Some people are never satisfied. On Wednesday, chancellor George Osborne confirmed that the West Yorkshire Combined Authority (WYCA; metropolitan Leeds, basically) was going to get its own dose of devolution (yay!). Now the people in charge of that city region are going round saying the deal was, basically, a bit rubbish (boo).

Here’s Peter Box, the Wakefield councillor who chairs the WYCA:

The deal is disappointing and doesn’t match the scale of our ambition. It undermines the government’s claim to want a strong Northern powerhouse. If we are to turn that into a reality we need real devolution, including fiscal devolution, to enable us to bring about a step change in the City Region’s economy.


And here’s councillor Keith Wakefield, the leader of Leeds City council (yes, that is his name, we checked):

This does not match our ambitions for the people of Leeds and the city region.  We were promised by the deputy prime minister that there would be no strings attached in relation to governance models so we are disappointed by the lack of devolution on transport and housing investment powers.

This miserable response to ostensibly good news might in part reflect the fact that there’s an election looming: both Wakefield and Box are Labour members. But that didn’t stop Greater Manchester’s Labour-dominated councils from waxing lyrical about how wonderful George Osborne had been for the region (something that apparently annoyed the Westminster Labour party no end), so there’s clearly something else going on.

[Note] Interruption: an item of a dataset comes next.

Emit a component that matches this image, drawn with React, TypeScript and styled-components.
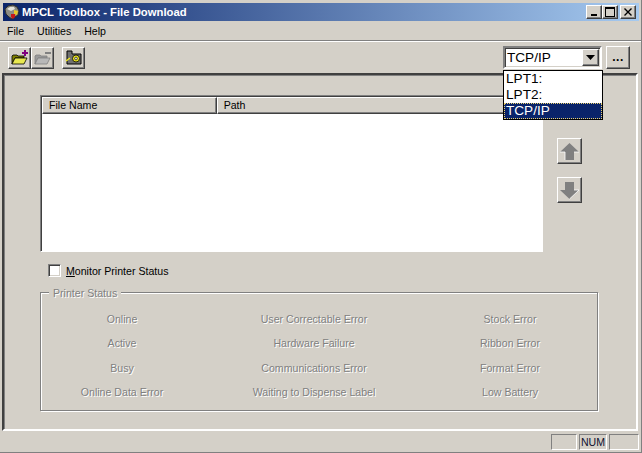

Actually, it likely reflects the toothlessness of the settlement on offer. The deal, engineered largely by deputy prime minister and Yorkshire MP Nick Clegg, includes a bigger role for the city over skills funding and business support. It also includes a “different working relationship” with bodies including the Homes and Communities Agency, Highways England and Network Rail.

It’s not that there are strings attached, particularly, it’s just that there’s not all that much there to attach them to

What this means is that the city will be able to play a bigger role in the planning of local transport and housing policies. But it’ll still be forced to work with other, central government agencies, rather than determining them singlehandedly. And what it definitely can’t do is raise its own tax base to spend as it sees fit.

It’s not that there are strings attached, particularly, it’s just that there’s not all that much there to attach them to. So, Leeds’ boss Wakefield (yes, we’re still enjoying that) doesn’t think this is good enough to make up for, well, everything else the government has done:

…it is no compensation for the £470m of cuts that our councils have had to deliver and it falls far short of our ambition to shape our own economic destiny and create the 62,000 jobs that the people and businesses of Leeds and the city region need.

Basically, despite Clegg’s promises, Leeds is finding that it’s still looking longingly across the Pennines at a city which really is being given control of its own destiny. Looks like Manchester is about to switch from being one of those cities that looks resentfully at London, to one of those cities all the others resent.